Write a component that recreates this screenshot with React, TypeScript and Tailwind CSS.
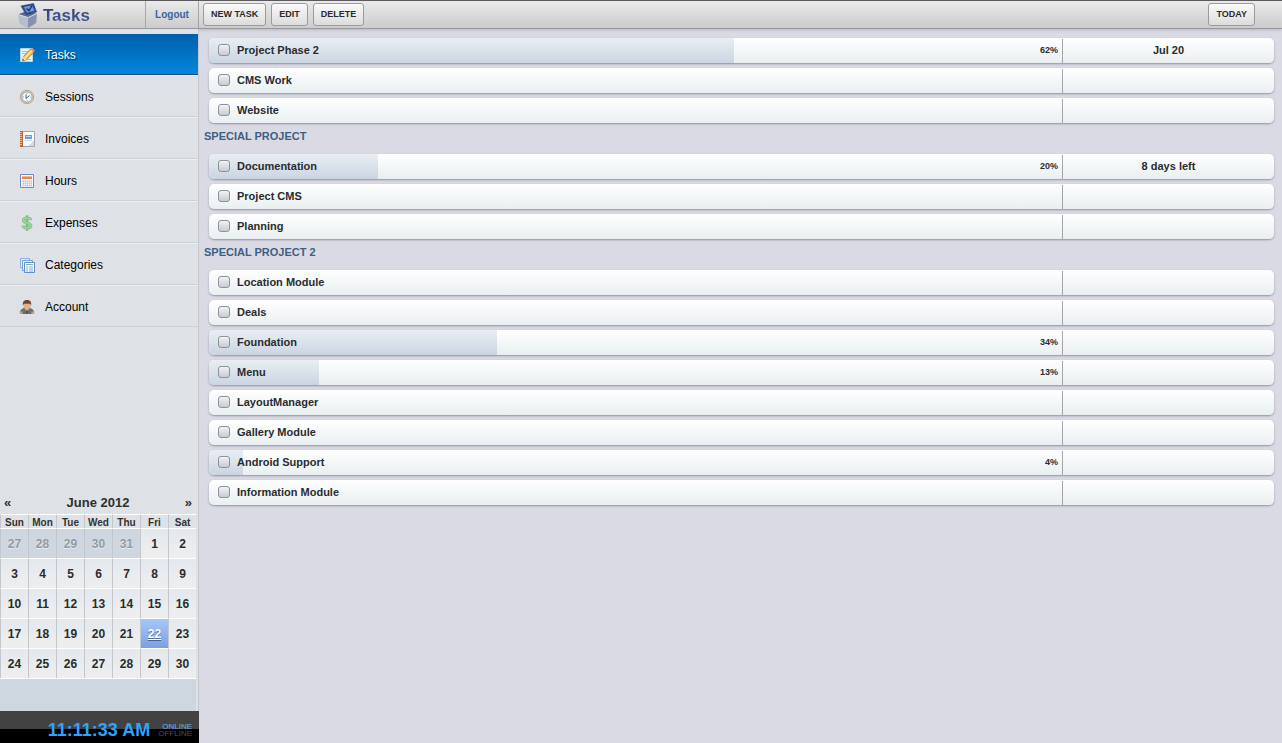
import type { ReactNode } from 'react';

type Task = { name: string; progress?: number; due?: string };
type Group = { title?: string; tasks: Task[] };

const groups: Group[] = [
  {
    tasks: [
      { name: 'Project Phase 2', progress: 62, due: 'Jul 20' },
      { name: 'CMS Work' },
      { name: 'Website' },
    ],
  },
  {
    title: 'SPECIAL PROJECT',
    tasks: [
      { name: 'Documentation', progress: 20, due: '8 days left' },
      { name: 'Project CMS' },
      { name: 'Planning' },
    ],
  },
  {
    title: 'SPECIAL PROJECT 2',
    tasks: [
      { name: 'Location Module' },
      { name: 'Deals' },
      { name: 'Foundation', progress: 34 },
      { name: 'Menu', progress: 13 },
      { name: 'LayoutManager' },
      { name: 'Gallery Module' },
      { name: 'Android Support', progress: 4 },
      { name: 'Information Module' },
    ],
  },
];

const weekdays = ['Sun', 'Mon', 'Tue', 'Wed', 'Thu', 'Fri', 'Sat'];
const weeks = [
  [27, 28, 29, 30, 31, 1, 2],
  [3, 4, 5, 6, 7, 8, 9],
  [10, 11, 12, 13, 14, 15, 16],
  [17, 18, 19, 20, 21, 22, 23],
  [24, 25, 26, 27, 28, 29, 30],
];

function Icon({ children }: { children: ReactNode }) {
  return (
    <svg viewBox="0 0 16 16" className="size-4 shrink-0" aria-hidden="true">
      {children}
    </svg>
  );
}

function LogoIcon() {
  return (
    <svg viewBox="0 0 22 26" className="h-[26px] w-[22px] shrink-0" aria-hidden="true">
      <path d="M1 12.500 7 10l13 1.500-9 4z" fill="#5c6885" />
      <path d="M1 12.500l10 3V26L2.500 21.500z" fill="#b6bdcd" />
      <path d="M11 15.500l9-4-.8 9.500L11 26z" fill="#8792ae" />
      <path d="M1 12.500l10 3 9-4" fill="none" stroke="#dfe3ec" strokeWidth=".9" />
      <path d="M4 4l12.500-2.500L19.500 10 9 12.500z" fill="#2a529b" stroke="#1f3d7c" strokeWidth=".6" />
      <path d="M7 5l8-1.600 2.300 5.400-7.300 1.700z" fill="#7c9dd3" />
      <path d="M9.500 6.500l2.500 2.200 3-5.200" fill="none" stroke="#16306a" strokeWidth="1.500" />
    </svg>
  );
}

function TasksIcon() {
  return (
    <Icon>
      <path d="M1.500 1.500h12v13h-12z" fill="#e8f3fb" stroke="#b4d4ec" />
      <path d="M3 4.500h6M3 6.500h4M3 12.500h9" stroke="#98c4e6" />
      <path d="M4.500 9.500 11.500 2l3.500 3-7.500 7.800-4 1z" fill="#f2c04e" stroke="#a8742b" strokeWidth=".8" />
      <path d="M11.500 2 13 .8l3 2.900L14.800 5z" fill="#d98f83" />
      <path d="M4.500 9.500l3 3.200-4 1z" fill="#f5e3c2" />
      <path d="M3.500 13.800l.5-1.800 1.300 1.300z" fill="#333" />
      <path d="M6.300 10.500l6.500-6.800" stroke="#ffe9a0" strokeWidth="1.200" />
    </Icon>
  );
}

function ClockIcon() {
  return (
    <Icon>
      <circle cx="8" cy="8" r="6.700" fill="#dccba3" stroke="#b39d70" strokeWidth=".8" />
      <circle cx="8" cy="8" r="5.100" fill="#f3f8fc" stroke="#8aa3bf" strokeWidth=".9" />
      <path d="M8 4v.8M8 11.200v.8M4 8h.8M11.200 8h.8" stroke="#829bb4" />
      <path d="M7 5.500v4l3.500-3" fill="none" stroke="#4a6888" strokeWidth="1" />
    </Icon>
  );
}

function InvoiceIcon() {
  return (
    <Icon>
      <path d="M3.500.5h12v15h-12z" fill="#f8fafc" stroke="#a0a5ac" />
      <path d="M1 0h3v16H1z" fill="#b8663c" />
      <path d="M1 1.500h2M1 3.500h2M1 5.500h2M1 7.500h2M1 9.500h2M1 11.500h2M1 13.500h2" stroke="#f0d1a5" strokeWidth=".8" />
      <path d="M6 4h7v4H6z" fill="#6f9ad8" />
      <path d="M7 5.500h5" stroke="#dbe8fa" strokeWidth=".8" />
      <path d="M6 9.500h7" stroke="#b7d0f2" strokeWidth=".8" />
      <path d="M10 15l5-5v5z" fill="#dce0e5" stroke="#b4b9c0" strokeWidth=".5" />
    </Icon>
  );
}

function CalendarIcon() {
  return (
    <Icon>
      <path d="M1.500 1.500h13v13h-13z" fill="#f2f7fe" stroke="#648fc8" />
      <path d="M3 3h10v3H3z" fill="#f08748" />
      <path d="M3 3.500h10" stroke="#fbb78c" />
      <path d="M3 8.500h10M3 10.500h10M3 12.500h10M4.500 7v6.500M6.500 7v6.500M8.500 7v6.500M10.500 7v6.500M12.500 7v6.500" stroke="#b3cae8" strokeWidth=".7" />
    </Icon>
  );
}

function DollarIcon() {
  return (
    <Icon>
      <path d="M8 .3v15.400" stroke="#7cbd82" strokeWidth="2.600" />
      <path d="M12 5.200C11.500 3.500 10 3 8 3 5.500 3 4.300 4 4.300 5.500 4.300 9 12 7 12 10.500c0 1.600-1.500 2.500-4 2.500-2.400 0-4-.8-4.200-2.600" fill="none" stroke="#7cbd82" strokeWidth="2.800" />
      <path d="M12 5.200C11.500 3.500 10 3 8 3 5.500 3 4.300 4 4.300 5.500 4.300 9 12 7 12 10.500c0 1.600-1.500 2.500-4 2.500-2.400 0-4-.8-4.200-2.600" fill="none" stroke="#9ed3a1" strokeWidth="1.600" />
    </Icon>
  );
}

function CategoriesIcon() {
  return (
    <Icon>
      <path d="M1.500 1.500h9v9h-9z" fill="#dcebfb" stroke="#8db2e0" />
      <path d="M3.500 3.500h10v10h-10z" fill="#e4f0fc" stroke="#7da3d6" />
      <path d="M5.500 5.500h10v10h-10z" fill="#f4f9ff" stroke="#5f8ccb" />
      <path d="M7 7.500h7" stroke="#7fba83" />
      <path d="M7 10h2M10 10h4M7 12h2M10 12h4M7 14h2M10 14h4" stroke="#87aadb" />
    </Icon>
  );
}

function AccountIcon() {
  return (
    <Icon>
      <path d="M1.300 14.500c-.3-2.500 1-4.500 3.700-5h6c2.700.5 4 2.500 3.700 5z" fill="#6b6f76" stroke="#4d5157" strokeWidth=".7" />
      <path d="M6 9.500h4L8 14z" fill="#d9dce2" />
      <path d="M7.500 10.500h1l.5 3-1 1-1-1z" fill="#40454f" />
      <path d="M1.200 12.500h2.300V15H1.200zM12.500 12.500h2.300V15h-2.300z" fill="#d6a071" />
      <path d="M4.500 4h7v3.500C11.500 9 10 10.300 8 10.300S4.500 9 4.500 7.500z" fill="#e5b083" />
      <path d="M3.800 6.500C3.500 2.500 5 1 8 1s4.500 1.500 4.200 5.500L11 4.800H5z" fill="#70462a" />
    </Icon>
  );
}

const navItems = [
  { label: 'Tasks', icon: <TasksIcon /> },
  { label: 'Sessions', icon: <ClockIcon /> },
  { label: 'Invoices', icon: <InvoiceIcon /> },
  { label: 'Hours', icon: <CalendarIcon /> },
  { label: 'Expenses', icon: <DollarIcon /> },
  { label: 'Categories', icon: <CategoriesIcon /> },
  { label: 'Account', icon: <AccountIcon /> },
];

function ToolButton({ children }: { children: ReactNode }) {
  return (
    <button
      type="button"
      className="h-[23px] rounded-[3px] border border-[#9b9b9e] bg-linear-to-b from-[#fafafa] to-[#dcdcdc] px-[7px] text-[9px] font-bold whitespace-nowrap text-[#2b2b2b]"
    >
      {children}
    </button>
  );
}

function TaskRow({ task }: { task: Task }) {
  return (
    <li className="mb-[5px] flex h-[25px] overflow-hidden rounded-[5px] bg-linear-to-b from-white to-[#e9eff1] shadow-[0_1px_2px_#8f929c]">
      <div className="relative flex min-w-0 flex-1 items-center">
        {task.progress !== undefined && (
          <div className="absolute inset-y-0 right-[7px] left-0">
            <div
              className="h-full bg-linear-to-b from-[#e9eef3] to-[#cbd5e1]"
              style={{ width: `${task.progress}%` }}
            />
          </div>
        )}
        <label className="relative flex flex-1 items-center gap-[7px] pb-0.5 pl-[9px] text-[11px] leading-4 font-bold text-[#2a2c2e]">
          <input
            type="checkbox"
            className="size-3 appearance-none rounded-[3px] border border-[#8d929b] bg-linear-to-b from-[#f1f2f4] to-[#c8ccd2] checked:bg-[#6f9ad8]"
          />
          {task.name}
        </label>
        {task.progress !== undefined && (
          <span className="relative pr-1 text-[9px] font-bold text-[#2a2c2e]">{task.progress}%</span>
        )}
      </div>
      <div className="mt-px flex w-[212px] shrink-0 items-center justify-center border-l border-[#a3a7ab] pb-0.5 text-[11px] font-bold text-[#2a2c2e]">
        {task.due}
      </div>
    </li>
  );
}

function dayClass(day: number, outside: boolean) {
  if (outside) return 'bg-[#ced7e0] text-[#959a9f] [text-shadow:0_1px_0_#e8edf2]';
  if (day === 22) return 'bg-linear-to-b from-[#a6c8fb] to-[#7ba0de] text-white underline [text-shadow:0_1px_1px_#4a6288]';
  return 'bg-linear-to-b from-[#e4e9ee] to-[#eeeeee] text-[#2b2b2b]';
}

function MonthCalendar() {
  return (
    <section className="mt-auto mr-[3px]" aria-label="Calendar">
      <div className="flex h-[25px] items-center justify-between px-1 pt-0.5 text-[13px] font-bold text-[#2f2f2f]">
        <button type="button" aria-label="Previous month">«</button>
        <h2>June 2012</h2>
        <button type="button" aria-label="Next month">»</button>
      </div>
      <table className="w-full table-fixed border-separate border-spacing-0 text-center font-bold">
        <thead>
          <tr>
            {weekdays.map((d) => (
              <th key={d} className="h-[14px] border-t border-l border-t-white border-l-[#c3c7cc] p-0 pt-0.5 text-[10px] leading-[11px] text-[#333]">
                {d}
              </th>
            ))}
          </tr>
        </thead>
        <tbody className="text-[12px]">
          {weeks.map((week, w) => (
            <tr key={week[0]}>
              {week.map((day) => (
                <td
                  key={day}
                  className={`h-[30px] border-t border-l border-t-white border-l-[#c3c7cc] p-0 ${dayClass(day, w === 0 && day > 20)}`}
                >
                  {day}
                </td>
              ))}
            </tr>
          ))}
        </tbody>
      </table>
      <div className="h-[33px] border-t border-white bg-[#ced7e0]" />
    </section>
  );
}

export default function App() {
  return (
    <div className="flex min-h-screen flex-col bg-[#dadae4] font-['Liberation_Sans',Arial,sans-serif]">
      <header className="flex h-[29px] border-t border-b border-t-[#5c595e] border-b-[#98989a] bg-linear-to-b from-[#eaeaea] to-[#cccccc] shadow-[0_1px_3px_#b5b5bf]">
        <div className="flex w-[199px] shrink-0 border-r border-[#a4a4a6]">
          <div className="flex flex-1 items-center gap-1 pl-[17px]">
            <LogoIcon />
            <h1 className="bg-linear-to-b from-[#26306a] to-[#5468a0] bg-clip-text pt-0.5 text-[17px] font-bold text-transparent">
              Tasks
            </h1>
          </div>
          <a href="#logout" className="flex w-[53px] items-center justify-center border-l border-[#a9a9ab] text-[10px] font-bold text-[#3766a0]">
            Logout
          </a>
        </div>
        <div className="flex flex-1 items-center gap-[5px] pr-[27px] pl-1">
          <ToolButton>NEW TASK</ToolButton>
          <ToolButton>EDIT</ToolButton>
          <ToolButton>DELETE</ToolButton>
          <div className="ml-auto flex">
            <ToolButton>TODAY</ToolButton>
          </div>
        </div>
      </header>

      <div className="flex flex-1">
        <aside className="flex w-[199px] shrink-0 flex-col bg-[#dee2e7] pt-[5px] shadow-[inset_-1px_0_0_#c6c7cd]">
          <nav className="mr-px flex flex-col">
            {navItems.map((item, i) => (
              <a
                key={item.label}
                href={`#${item.label.toLowerCase()}`}
                aria-current={i === 0 ? 'page' : undefined}
                className={
                  i === 0
                    ? 'flex h-[41px] items-center gap-[10px] border-b border-[#174b77] bg-linear-to-b from-[#0060ac] to-[#0486dc] pt-px pl-[19px] text-[12px] text-white [text-shadow:1px_1px_1px_#00305c]'
                    : 'flex h-[42px] items-center gap-[10px] border-t border-b border-t-[#eceff2] border-b-[#cdd1d6] pt-px pl-[19px] text-[12px] text-black'
                }
              >
                {item.icon}
                {item.label}
              </a>
            ))}
          </nav>
          <MonthCalendar />
          <footer className="flex h-8 items-end justify-end gap-2 bg-linear-to-b from-[#424242] from-55% to-black to-55% pr-[7px]">
            <time className="text-[18px] leading-[26px] font-bold text-[#2ea3fb]">11:11:33 AM</time>
            <div className="pb-1.5 text-right text-[8px] leading-[7px]">
              <div className="text-[#5fb2f5]">ONLINE</div>
              <div className="text-[#3c5064]">OFFLINE</div>
            </div>
          </footer>
        </aside>

        <main className="min-w-0 flex-1 pt-[9px] pr-2 pl-[5px]">
          {groups.map((group) => (
            <section key={group.title ?? 'general'}>
              {group.title && (
                <h2 className="mb-[10px] text-[11px] leading-4 font-bold text-[#3d5f82]">{group.title}</h2>
              )}
              <ul className="pl-[5px]">
                {group.tasks.map((task) => (
                  <TaskRow key={task.name} task={task} />
                ))}
              </ul>
            </section>
          ))}
        </main>
      </div>
    </div>
  );
}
————
[What you need to do]: Your task is to reproduce exactly the lines from the start of the data above through the line containing "string; tasks: Task[]", leaving every picture out.

[Output]:
Write a component that recreates this screenshot with React, TypeScript and Tailwind CSS.
import type { ReactNode } from 'react';

type Task = { name: string; progress?: number; due?: string };
type Group = { title?: string; tasks: Task[] };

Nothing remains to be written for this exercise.